WHAT YOU ARE ASKED TO DO ▸ Transcribe the material verbatim in full; the pictures do not belong in the copy.
--- SOURCE EXCERPT ---
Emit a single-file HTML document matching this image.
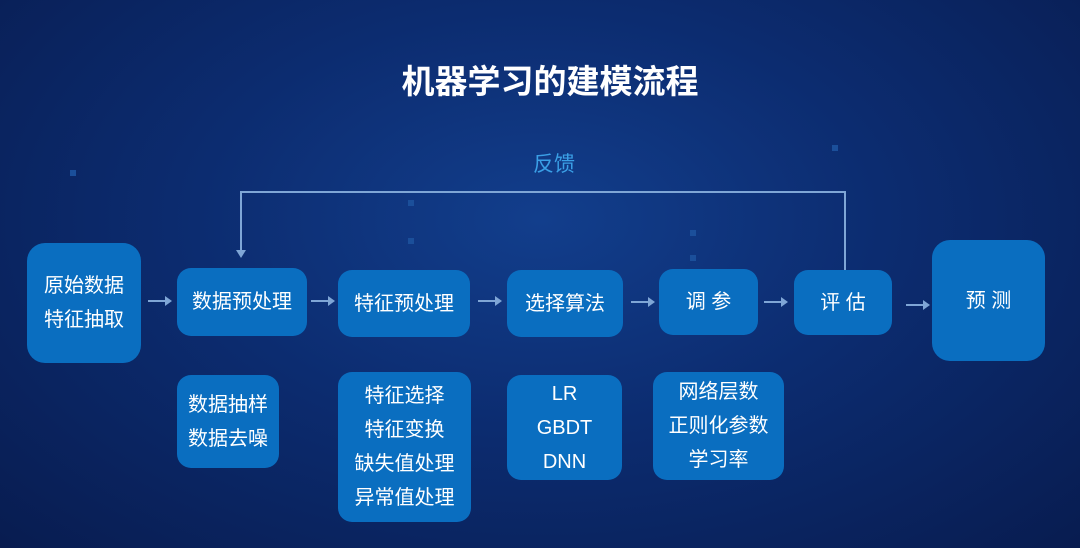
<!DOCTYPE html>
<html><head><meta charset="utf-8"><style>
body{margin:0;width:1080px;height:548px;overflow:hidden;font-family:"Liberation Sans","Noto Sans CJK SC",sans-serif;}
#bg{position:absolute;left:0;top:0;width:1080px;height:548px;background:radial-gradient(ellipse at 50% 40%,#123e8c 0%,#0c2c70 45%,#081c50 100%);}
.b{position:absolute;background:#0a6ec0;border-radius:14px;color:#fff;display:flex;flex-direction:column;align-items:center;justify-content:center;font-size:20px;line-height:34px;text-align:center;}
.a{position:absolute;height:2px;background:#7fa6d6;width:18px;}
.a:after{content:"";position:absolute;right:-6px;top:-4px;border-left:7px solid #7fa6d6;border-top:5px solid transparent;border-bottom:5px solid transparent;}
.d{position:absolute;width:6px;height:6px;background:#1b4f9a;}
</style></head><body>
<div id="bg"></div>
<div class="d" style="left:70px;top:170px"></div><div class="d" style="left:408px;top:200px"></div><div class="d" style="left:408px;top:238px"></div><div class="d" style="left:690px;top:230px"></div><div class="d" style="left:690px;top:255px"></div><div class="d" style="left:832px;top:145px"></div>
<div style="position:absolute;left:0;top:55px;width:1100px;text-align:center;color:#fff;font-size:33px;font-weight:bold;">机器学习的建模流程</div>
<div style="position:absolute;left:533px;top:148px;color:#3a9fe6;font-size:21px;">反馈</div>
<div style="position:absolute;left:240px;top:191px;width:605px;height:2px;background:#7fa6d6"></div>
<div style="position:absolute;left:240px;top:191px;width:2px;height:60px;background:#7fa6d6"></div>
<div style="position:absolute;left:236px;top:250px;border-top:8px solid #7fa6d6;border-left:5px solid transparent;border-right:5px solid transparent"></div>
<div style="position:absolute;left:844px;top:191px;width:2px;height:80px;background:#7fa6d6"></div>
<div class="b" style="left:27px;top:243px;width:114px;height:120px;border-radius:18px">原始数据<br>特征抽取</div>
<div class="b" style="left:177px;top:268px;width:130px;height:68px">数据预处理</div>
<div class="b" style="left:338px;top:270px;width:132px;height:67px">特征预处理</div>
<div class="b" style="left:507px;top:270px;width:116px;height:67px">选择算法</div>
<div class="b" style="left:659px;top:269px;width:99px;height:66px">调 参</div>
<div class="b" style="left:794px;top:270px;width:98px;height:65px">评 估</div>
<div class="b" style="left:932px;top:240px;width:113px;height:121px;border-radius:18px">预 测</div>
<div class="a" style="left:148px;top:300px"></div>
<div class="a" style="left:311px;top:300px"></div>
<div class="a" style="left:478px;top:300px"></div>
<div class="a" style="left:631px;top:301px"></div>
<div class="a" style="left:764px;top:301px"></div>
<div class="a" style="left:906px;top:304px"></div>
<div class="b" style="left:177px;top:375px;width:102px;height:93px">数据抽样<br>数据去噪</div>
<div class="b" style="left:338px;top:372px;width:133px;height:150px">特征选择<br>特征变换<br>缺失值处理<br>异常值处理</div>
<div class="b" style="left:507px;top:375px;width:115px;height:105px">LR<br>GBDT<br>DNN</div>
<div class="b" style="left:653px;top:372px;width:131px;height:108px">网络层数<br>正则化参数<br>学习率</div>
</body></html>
---
RESULT OF THIS TASK ▸
Emit a single-file HTML document matching this image.
<!DOCTYPE html>
<html><head><meta charset="utf-8"><style>
body{margin:0;width:1080px;height:548px;overflow:hidden;font-family:"Liberation Sans","Noto Sans CJK SC",sans-serif;}
#bg{position:absolute;left:0;top:0;width:1080px;height:548px;background:radial-gradient(ellipse at 50% 40%,#123e8c 0%,#0c2c70 45%,#081c50 100%);}
.b{position:absolute;background:#0a6ec0;border-radius:14px;color:#fff;display:flex;flex-direction:column;align-items:center;justify-content:center;font-size:20px;line-height:34px;text-align:center;}
.a{position:absolute;height:2px;background:#7fa6d6;width:18px;}
.a:after{content:"";position:absolute;right:-6px;top:-4px;border-left:7px solid #7fa6d6;border-top:5px solid transparent;border-bottom:5px solid transparent;}
.d{position:absolute;width:6px;height:6px;background:#1b4f9a;}
</style></head><body>
<div id="bg"></div>
<div class="d" style="left:70px;top:170px"></div><div class="d" style="left:408px;top:200px"></div><div class="d" style="left:408px;top:238px"></div><div class="d" style="left:690px;top:230px"></div><div class="d" style="left:690px;top:255px"></div><div class="d" style="left:832px;top:145px"></div>
<div style="position:absolute;left:0;top:55px;width:1100px;text-align:center;color:#fff;font-size:33px;font-weight:bold;">机器学习的建模流程</div>
<div style="position:absolute;left:533px;top:148px;color:#3a9fe6;font-size:21px;">反馈</div>
<div style="position:absolute;left:240px;top:191px;width:605px;height:2px;background:#7fa6d6"></div>
<div style="position:absolute;left:240px;top:191px;width:2px;height:60px;background:#7fa6d6"></div>
<div style="position:absolute;left:236px;top:250px;border-top:8px solid #7fa6d6;border-left:5px solid transparent;border-right:5px solid transparent"></div>
<div style="position:absolute;left:844px;top:191px;width:2px;height:80px;background:#7fa6d6"></div>
<div class="b" style="left:27px;top:243px;width:114px;height:120px;border-radius:18px">原始数据<br>特征抽取</div>
<div class="b" style="left:177px;top:268px;width:130px;height:68px">数据预处理</div>
<div class="b" style="left:338px;top:270px;width:132px;height:67px">特征预处理</div>
<div class="b" style="left:507px;top:270px;width:116px;height:67px">选择算法</div>
<div class="b" style="left:659px;top:269px;width:99px;height:66px">调 参</div>
<div class="b" style="left:794px;top:270px;width:98px;height:65px">评 估</div>
<div class="b" style="left:932px;top:240px;width:113px;height:121px;border-radius:18px">预 测</div>
<div class="a" style="left:148px;top:300px"></div>
<div class="a" style="left:311px;top:300px"></div>
<div class="a" style="left:478px;top:300px"></div>
<div class="a" style="left:631px;top:301px"></div>
<div class="a" style="left:764px;top:301px"></div>
<div class="a" style="left:906px;top:304px"></div>
<div class="b" style="left:177px;top:375px;width:102px;height:93px">数据抽样<br>数据去噪</div>
<div class="b" style="left:338px;top:372px;width:133px;height:150px">特征选择<br>特征变换<br>缺失值处理<br>异常值处理</div>
<div class="b" style="left:507px;top:375px;width:115px;height:105px">LR<br>GBDT<br>DNN</div>
<div class="b" style="left:653px;top:372px;width:131px;height:108px">网络层数<br>正则化参数<br>学习率</div>
</body></html>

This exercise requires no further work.